DATA PROVIDED

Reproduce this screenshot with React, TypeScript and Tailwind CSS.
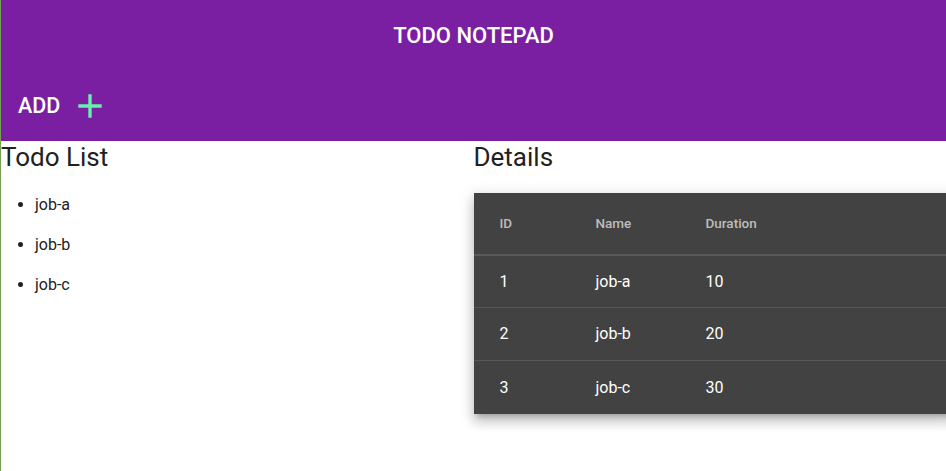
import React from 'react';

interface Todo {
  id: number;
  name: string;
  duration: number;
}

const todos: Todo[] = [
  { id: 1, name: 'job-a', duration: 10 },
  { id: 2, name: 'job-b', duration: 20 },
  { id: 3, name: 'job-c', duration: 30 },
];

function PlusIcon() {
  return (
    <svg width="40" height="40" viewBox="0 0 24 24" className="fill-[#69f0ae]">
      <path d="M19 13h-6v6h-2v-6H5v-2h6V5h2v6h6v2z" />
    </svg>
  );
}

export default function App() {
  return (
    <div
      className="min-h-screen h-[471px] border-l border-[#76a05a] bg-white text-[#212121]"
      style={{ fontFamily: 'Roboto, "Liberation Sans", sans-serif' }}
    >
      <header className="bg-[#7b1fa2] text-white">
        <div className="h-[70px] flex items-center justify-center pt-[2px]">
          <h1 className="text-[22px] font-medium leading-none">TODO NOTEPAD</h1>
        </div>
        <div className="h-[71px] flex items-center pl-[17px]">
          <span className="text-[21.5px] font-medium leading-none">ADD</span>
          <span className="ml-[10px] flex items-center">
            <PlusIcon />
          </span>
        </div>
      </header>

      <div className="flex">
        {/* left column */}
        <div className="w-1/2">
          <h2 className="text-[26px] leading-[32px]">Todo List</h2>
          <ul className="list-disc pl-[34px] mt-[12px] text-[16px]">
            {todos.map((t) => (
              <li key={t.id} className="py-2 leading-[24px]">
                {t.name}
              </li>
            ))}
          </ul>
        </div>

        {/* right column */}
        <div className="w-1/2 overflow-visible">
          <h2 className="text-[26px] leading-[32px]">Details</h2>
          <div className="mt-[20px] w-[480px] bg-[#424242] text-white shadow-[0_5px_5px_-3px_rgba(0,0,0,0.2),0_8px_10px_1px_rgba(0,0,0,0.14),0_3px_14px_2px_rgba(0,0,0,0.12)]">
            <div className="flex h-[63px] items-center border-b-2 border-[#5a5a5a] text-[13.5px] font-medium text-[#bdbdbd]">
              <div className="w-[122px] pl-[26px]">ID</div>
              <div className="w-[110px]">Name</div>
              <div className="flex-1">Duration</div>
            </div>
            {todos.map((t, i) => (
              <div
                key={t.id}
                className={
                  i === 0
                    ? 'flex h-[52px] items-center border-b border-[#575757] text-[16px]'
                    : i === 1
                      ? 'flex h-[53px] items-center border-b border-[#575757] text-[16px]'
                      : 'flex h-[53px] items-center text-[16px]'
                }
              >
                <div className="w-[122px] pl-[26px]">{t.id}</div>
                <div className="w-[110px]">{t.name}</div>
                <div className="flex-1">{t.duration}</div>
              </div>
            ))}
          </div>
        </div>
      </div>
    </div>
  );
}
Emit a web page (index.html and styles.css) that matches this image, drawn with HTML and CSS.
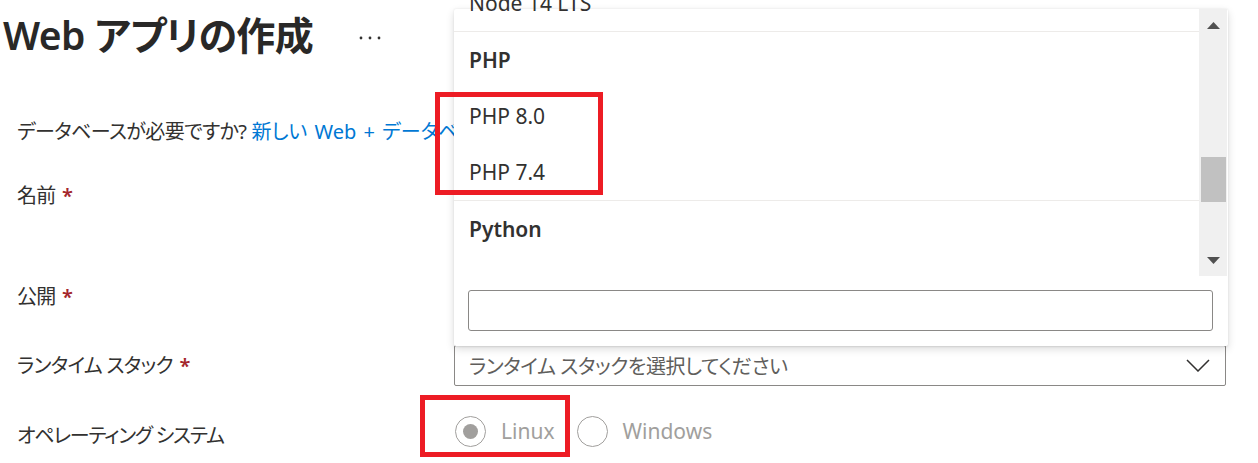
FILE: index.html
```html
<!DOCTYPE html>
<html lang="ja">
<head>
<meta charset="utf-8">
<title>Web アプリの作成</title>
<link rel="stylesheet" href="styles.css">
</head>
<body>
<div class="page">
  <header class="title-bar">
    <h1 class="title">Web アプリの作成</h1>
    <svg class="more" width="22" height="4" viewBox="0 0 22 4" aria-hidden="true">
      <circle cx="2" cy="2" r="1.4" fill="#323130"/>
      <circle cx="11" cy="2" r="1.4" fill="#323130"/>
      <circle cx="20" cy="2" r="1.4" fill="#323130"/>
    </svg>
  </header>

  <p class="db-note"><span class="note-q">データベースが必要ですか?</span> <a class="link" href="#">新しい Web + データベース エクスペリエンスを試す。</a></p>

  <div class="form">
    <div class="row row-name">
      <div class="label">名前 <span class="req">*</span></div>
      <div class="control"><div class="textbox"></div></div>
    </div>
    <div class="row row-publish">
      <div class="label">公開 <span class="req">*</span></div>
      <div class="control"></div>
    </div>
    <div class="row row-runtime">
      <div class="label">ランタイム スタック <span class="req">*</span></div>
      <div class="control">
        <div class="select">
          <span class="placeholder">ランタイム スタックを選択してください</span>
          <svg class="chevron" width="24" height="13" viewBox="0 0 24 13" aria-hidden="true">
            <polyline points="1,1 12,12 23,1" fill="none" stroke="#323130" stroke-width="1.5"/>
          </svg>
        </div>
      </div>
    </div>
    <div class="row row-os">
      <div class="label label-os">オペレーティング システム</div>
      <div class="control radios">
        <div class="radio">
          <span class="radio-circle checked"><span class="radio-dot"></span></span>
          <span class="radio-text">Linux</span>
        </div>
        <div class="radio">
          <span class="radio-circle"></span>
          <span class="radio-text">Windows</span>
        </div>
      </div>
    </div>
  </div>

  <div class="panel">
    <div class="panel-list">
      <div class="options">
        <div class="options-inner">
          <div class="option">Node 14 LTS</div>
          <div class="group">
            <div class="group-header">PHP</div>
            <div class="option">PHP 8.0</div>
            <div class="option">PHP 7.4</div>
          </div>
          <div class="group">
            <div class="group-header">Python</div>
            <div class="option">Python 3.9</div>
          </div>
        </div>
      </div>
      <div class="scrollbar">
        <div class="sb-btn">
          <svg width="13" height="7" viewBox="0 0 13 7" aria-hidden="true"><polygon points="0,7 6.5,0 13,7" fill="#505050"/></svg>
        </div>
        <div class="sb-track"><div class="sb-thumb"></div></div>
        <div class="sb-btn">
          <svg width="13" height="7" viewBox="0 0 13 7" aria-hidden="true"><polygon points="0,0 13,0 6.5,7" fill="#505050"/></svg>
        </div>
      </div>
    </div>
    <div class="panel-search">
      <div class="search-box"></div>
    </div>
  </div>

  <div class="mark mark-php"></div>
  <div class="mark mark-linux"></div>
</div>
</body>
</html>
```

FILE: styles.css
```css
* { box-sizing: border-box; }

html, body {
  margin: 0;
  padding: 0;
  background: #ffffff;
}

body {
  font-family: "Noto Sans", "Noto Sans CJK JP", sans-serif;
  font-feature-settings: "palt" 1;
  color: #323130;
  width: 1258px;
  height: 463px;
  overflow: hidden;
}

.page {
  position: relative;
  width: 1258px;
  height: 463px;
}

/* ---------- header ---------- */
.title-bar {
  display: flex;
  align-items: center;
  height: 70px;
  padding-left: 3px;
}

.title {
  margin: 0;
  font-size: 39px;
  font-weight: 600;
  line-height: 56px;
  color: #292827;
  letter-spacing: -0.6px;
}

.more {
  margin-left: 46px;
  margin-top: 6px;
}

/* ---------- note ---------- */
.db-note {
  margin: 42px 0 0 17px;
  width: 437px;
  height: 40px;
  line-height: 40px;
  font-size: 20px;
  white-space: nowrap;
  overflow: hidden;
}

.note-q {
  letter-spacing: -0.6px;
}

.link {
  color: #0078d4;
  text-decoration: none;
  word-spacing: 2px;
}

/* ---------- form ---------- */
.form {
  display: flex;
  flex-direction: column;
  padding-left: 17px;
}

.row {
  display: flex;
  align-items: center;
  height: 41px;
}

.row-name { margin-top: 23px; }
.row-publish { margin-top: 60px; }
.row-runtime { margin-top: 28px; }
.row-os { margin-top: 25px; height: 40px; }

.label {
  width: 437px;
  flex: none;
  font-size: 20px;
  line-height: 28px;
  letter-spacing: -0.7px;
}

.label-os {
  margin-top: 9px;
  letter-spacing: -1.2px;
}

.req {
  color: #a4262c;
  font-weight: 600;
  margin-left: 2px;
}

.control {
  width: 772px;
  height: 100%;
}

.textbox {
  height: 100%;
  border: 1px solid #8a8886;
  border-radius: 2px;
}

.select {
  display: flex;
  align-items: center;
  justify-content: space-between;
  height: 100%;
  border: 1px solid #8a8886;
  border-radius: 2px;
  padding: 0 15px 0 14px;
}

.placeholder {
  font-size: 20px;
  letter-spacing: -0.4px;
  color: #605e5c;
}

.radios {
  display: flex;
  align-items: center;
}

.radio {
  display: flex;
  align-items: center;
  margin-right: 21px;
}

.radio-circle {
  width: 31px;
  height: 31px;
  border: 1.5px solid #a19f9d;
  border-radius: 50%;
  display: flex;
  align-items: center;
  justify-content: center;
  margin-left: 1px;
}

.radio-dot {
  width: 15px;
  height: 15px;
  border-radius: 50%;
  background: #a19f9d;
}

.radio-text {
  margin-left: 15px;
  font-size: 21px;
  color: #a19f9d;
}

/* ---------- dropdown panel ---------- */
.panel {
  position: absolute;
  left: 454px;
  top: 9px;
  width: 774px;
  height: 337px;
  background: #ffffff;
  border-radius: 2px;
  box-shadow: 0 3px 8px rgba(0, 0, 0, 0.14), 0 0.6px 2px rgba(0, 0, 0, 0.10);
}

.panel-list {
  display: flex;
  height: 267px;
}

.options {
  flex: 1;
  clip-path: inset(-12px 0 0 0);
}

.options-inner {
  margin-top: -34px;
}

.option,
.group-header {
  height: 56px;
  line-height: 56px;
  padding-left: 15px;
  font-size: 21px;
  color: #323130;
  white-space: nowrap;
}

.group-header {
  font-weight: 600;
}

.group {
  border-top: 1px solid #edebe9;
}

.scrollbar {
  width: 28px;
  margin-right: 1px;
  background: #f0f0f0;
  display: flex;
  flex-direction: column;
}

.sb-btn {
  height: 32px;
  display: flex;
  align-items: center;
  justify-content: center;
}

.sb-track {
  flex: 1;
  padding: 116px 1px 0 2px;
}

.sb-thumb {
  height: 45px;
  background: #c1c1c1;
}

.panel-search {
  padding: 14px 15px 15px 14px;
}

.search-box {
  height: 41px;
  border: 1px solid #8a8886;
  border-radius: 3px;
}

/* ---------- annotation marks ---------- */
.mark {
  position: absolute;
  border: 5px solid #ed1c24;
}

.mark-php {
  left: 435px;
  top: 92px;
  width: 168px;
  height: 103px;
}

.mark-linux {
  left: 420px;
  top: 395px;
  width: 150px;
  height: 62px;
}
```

WHAT THE TASK ASKS
Look for "styles" and pull out every line that has it.

RESULT
Emit a web page (index.html and styles.css) that matches this image, drawn with HTML and CSS.
<link rel="stylesheet" href="styles.css">
FILE: styles.css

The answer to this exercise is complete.